If you would like to add TrueType fonts to your account / home directory locally, just create a ~/.fonts directory and then copy the .ttf fonts into it. Try these command to explore what fonts you have :

fc-list                 #  see what fonts are loaded.
xfd -fa "DejaVu Sans Mono"  #  explore a certain font

Fixed / System Fonts

I use the following two options when launching Xterm to specify the system fonts :

-xrm "xterm*font:-misc-fixed-medium-r-normal--18-120-100-100-c-90-iso10646-1"
-xrm "xterm*wideFont:-misc-fixed-medium-r-normal-ja-18-120-100-100-c-180-iso10646-1"

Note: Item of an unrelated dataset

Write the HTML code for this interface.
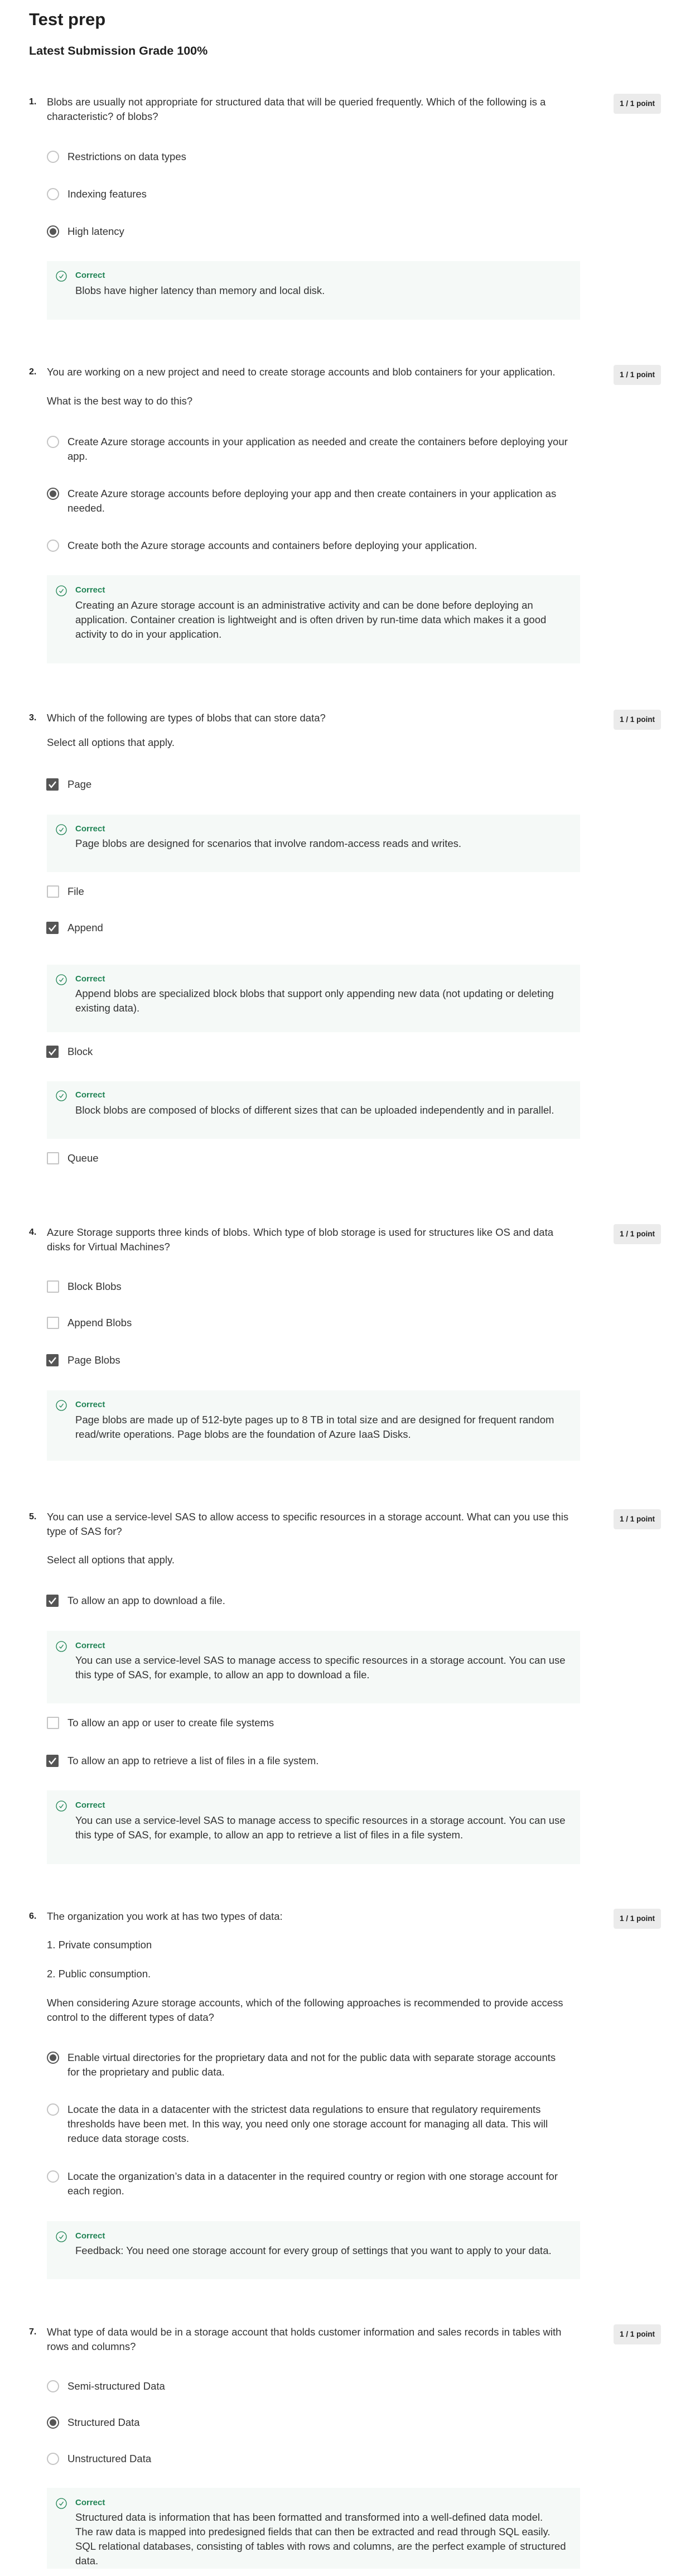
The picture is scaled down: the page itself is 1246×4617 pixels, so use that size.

Try these commands to see what UTF-8 fonts you have and what’s in them :

xlsfonts | grep 10646
xfd -fn "-ibm-courier-medium-r-normal--0-0-0-0-m-0-iso10646-1"

This is the settings / fonts I used for the above screen shot. See also this Linux Font Tutorial.

Shell / Environment Variables

Key to all of this is that you have your LANG environment variable set correctly

Edit ~/.bashrc and make sure this line is happening :

export LANG=en_US.utf8

Remember, you will need this on two machines : the machine you are creating the X-Term window on, and the machine that you are launching mutt on. These may be the same machine, maybe not.

To get a list of the locales available use this command :

locale -a | grep -i utf

Note that these are case-sensitive, so if you have it set to en_US.UTF8 instead of en_US.utf8 you will get some wanky errors.

Mutt

Mutt works pretty well out of the box w/ UTF8. For reference see The Mutt FAQ.

I used these options in my .muttrc:

set allow_8bit
set allow_ansi=yes                  # in msgs
charset-hook us-ascii iso-8859-1
set send_charset="us-ascii:iso-8859-1"

So what this is doing is still using UTF-8 as my LANG setting and encoding for the terminal, but it’s sending my messages out as iso-8859-1. It also is assuming that anything that comes in as “us-ascii” is actually iso-8859-1.